Alberto I d'Asburgo (Alberto Tedesco)
Re di Germania e imperatore più volte citato da D. ( Pg VI 97-117, Pd XIX 115-117, Cv IV III 6), che vede in lui il traditore di quegli ideali di dignità e santità che erano propri dell'Impero. A., disinteressandosi dell'Italia, viene meno a quelli che sono gl'inderogabili doveri di ogni imperatore: assicurare cioè, nella sfera del temporale, la giustizia e la pace a tutta l'umanità. D., quindi, attribuisce ad A. la responsabilità del disordine e dei torbidi che travagliano la penisola e non esita a scagliare contro di lui una maledizione: giusto giudicio da le stelle caggia / sovra 'l tuo sangue, e sia novo e aperto, / tal che 'l tuo successor temenza n'aggia! (Pg VI 100-102). La morte improvvisa del figlio di A., Rodolfo, avvenuta nel 1307 e la stessa fine dell'imperatore, avvenuta per mano omicida, avrebbero dovuto indicare al suo successore l'errore e la giusta via.
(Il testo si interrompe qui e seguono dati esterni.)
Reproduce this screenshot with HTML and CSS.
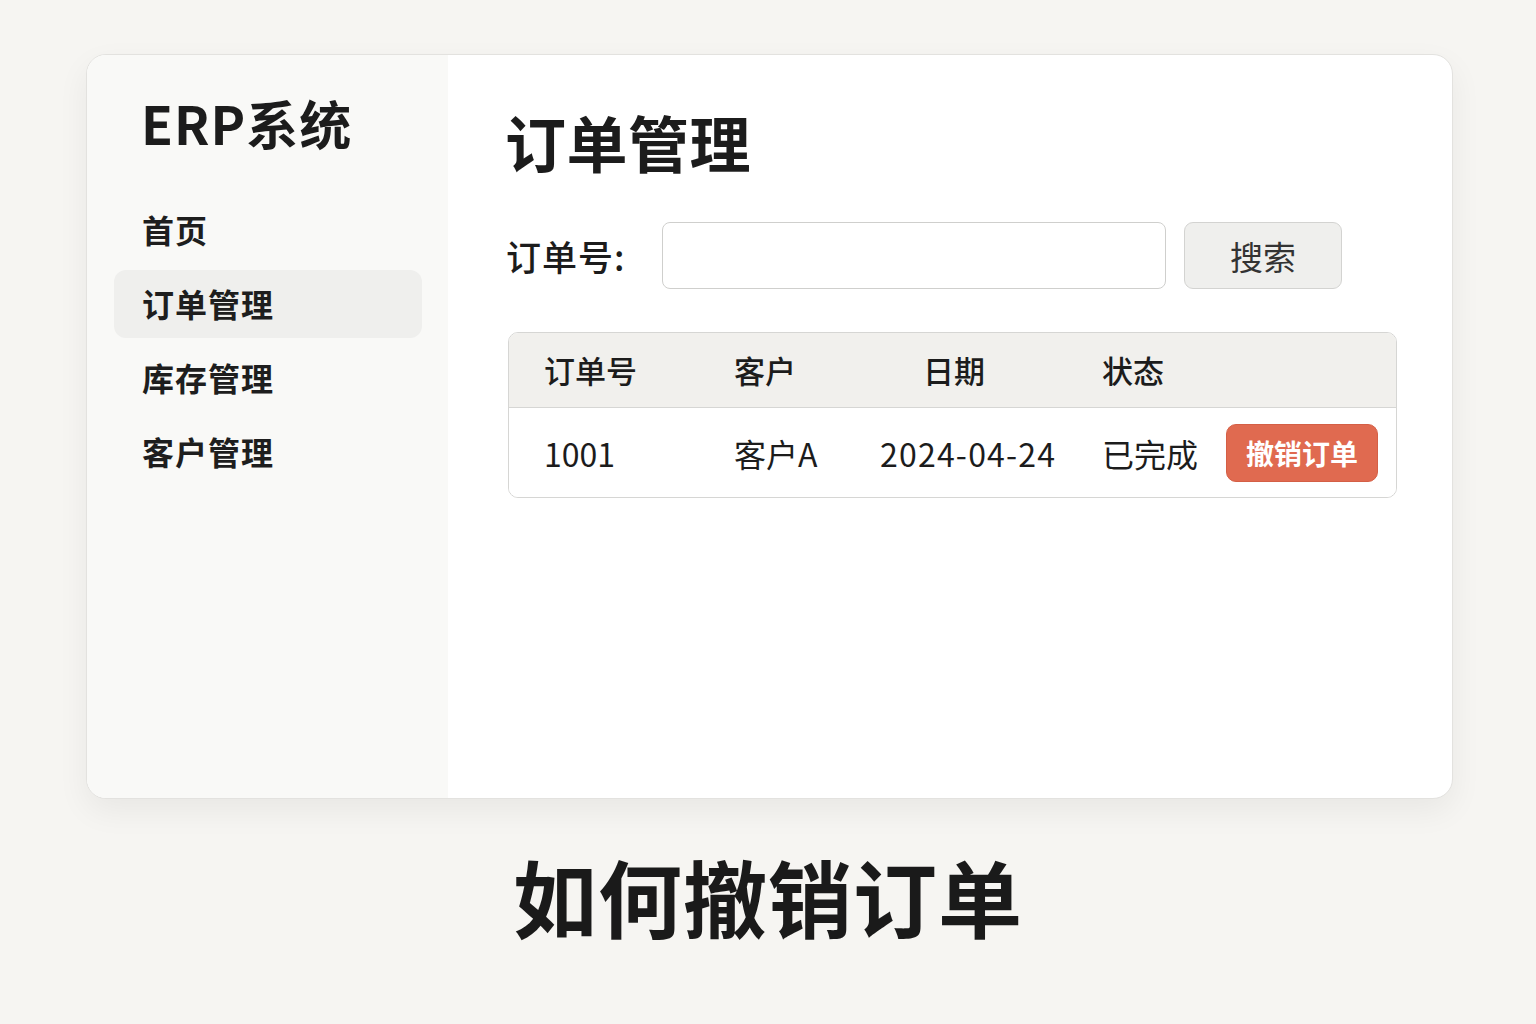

A., nato nel 1248, governò, per volontà del padre Rodolfo re di Germania, i possedimenti della propria casa e, dal 1281, in qualità di luogotenente regio, i paesi austriaci. Ebbe anche in feudo i ducati di Austria e Stiria nella Germania sudorientale (1283). Ottimo amministratore, A. dovette, tuttavia, combattere con successo la nobiltà e le città dei suoi domini, che cercavano di mantenere una certa qual autonomia, conquistata nel periodo di transizione, che comprometteva l'unità del principato. Il possesso dell'Austria e della Stiria, da tempo economicamente assai legate ai regni di Boemia e di Ungheria, spinse gli Asburgo verso una politica espansionistica e di conquista in quella direzione. Rodolfo I, infatti, forte della dignità imperiale (era stato eletto nel 1273, ma non ottenne mai la consacrazione papale) cercò di accaparrarsi nel 1291, investendone A., il regno di Ungheria, travagliato dalla lotta di due componenti della famiglia nazionale degli Arpadi, ma dovette rinunziare al proposito per le ferme proteste del papa Niccolò IV (1288-1292), che riaffermò l'autorità della Chiesa sulla corona ungherese. Morto nello stesso 1291 Rodolfo, fu eletto re Adolfo di Nassau (v.). A., approfittando della discordia fra questi e i principi dell'impero, lottò lungamente e infine sconfisse il suo avversario nella battaglia di Göllheim (2 luglio 1298). Fu eletto re (27 luglio 1298) all'unanimità, ma ottenne il riconoscimento imperiale da parte di Bonifacio VIII (v.) soltanto nel 1303. Anche come re A. dimostrò le sue ottime doti di amministratore e di riformatore e condusse con mano ferma la repressione dei duchi elettori del Reno (1301-1302). Sempre attento alle vicende dei regni di Ungheria e Boemia, pur rinunciando al regno magiaro in cui si erano estinti gli Arpadi per non creare complicazioni col papa, quando nel 1305 finì la dinastia boema dei Przemyslidi, investì del regno il figlio Rodolfo. Quest'ultimo, però, morì nel 1307 e l'assemblea del regno proclamò re di Boemia Enrico di Carinzia-Tirolo. A. cercò di riconquistare il regno con le armi, ma fu assassinato il 1° maggio 1308 presso il fiume Reuss dal nipote Giovanni di Svevia, detto il Parricida, al quale aveva tolto alcune terre spettantigli.
La linea politica tenuta da A. spiega l'appassionata apostrofe di Sordello, ma dobbiamo riconoscere che quella politica, pur coi suoi vari insuccessi, aveva una piena validità in quel contesto storico: infatti ebbe il merito di mostrare alla dinastia asburgica le direttrici della propria espansione.
Bibl. - T. Linder, Deutsche Geschichte unter den Habsburgen und Luxemburgen (1237-1437), Stoccarda 1883 e 1893; H. Hantsch, Geschichte Österreichs, I, Innsbruck 1937 (con ampia bibl.); H. Hessel, Jahrbücher des Deutschen Reichs unter König Albrecht I von Habsburg, Monaco 1931; G. Gentile, Il canto VI del Purgatorio, in " Nuova Antologia " LXXIV (1939) 121-133; A. Roncaglia, Il canto VI del Purgatorio, in "Rass. lett. ital." LX (1956) 409-426.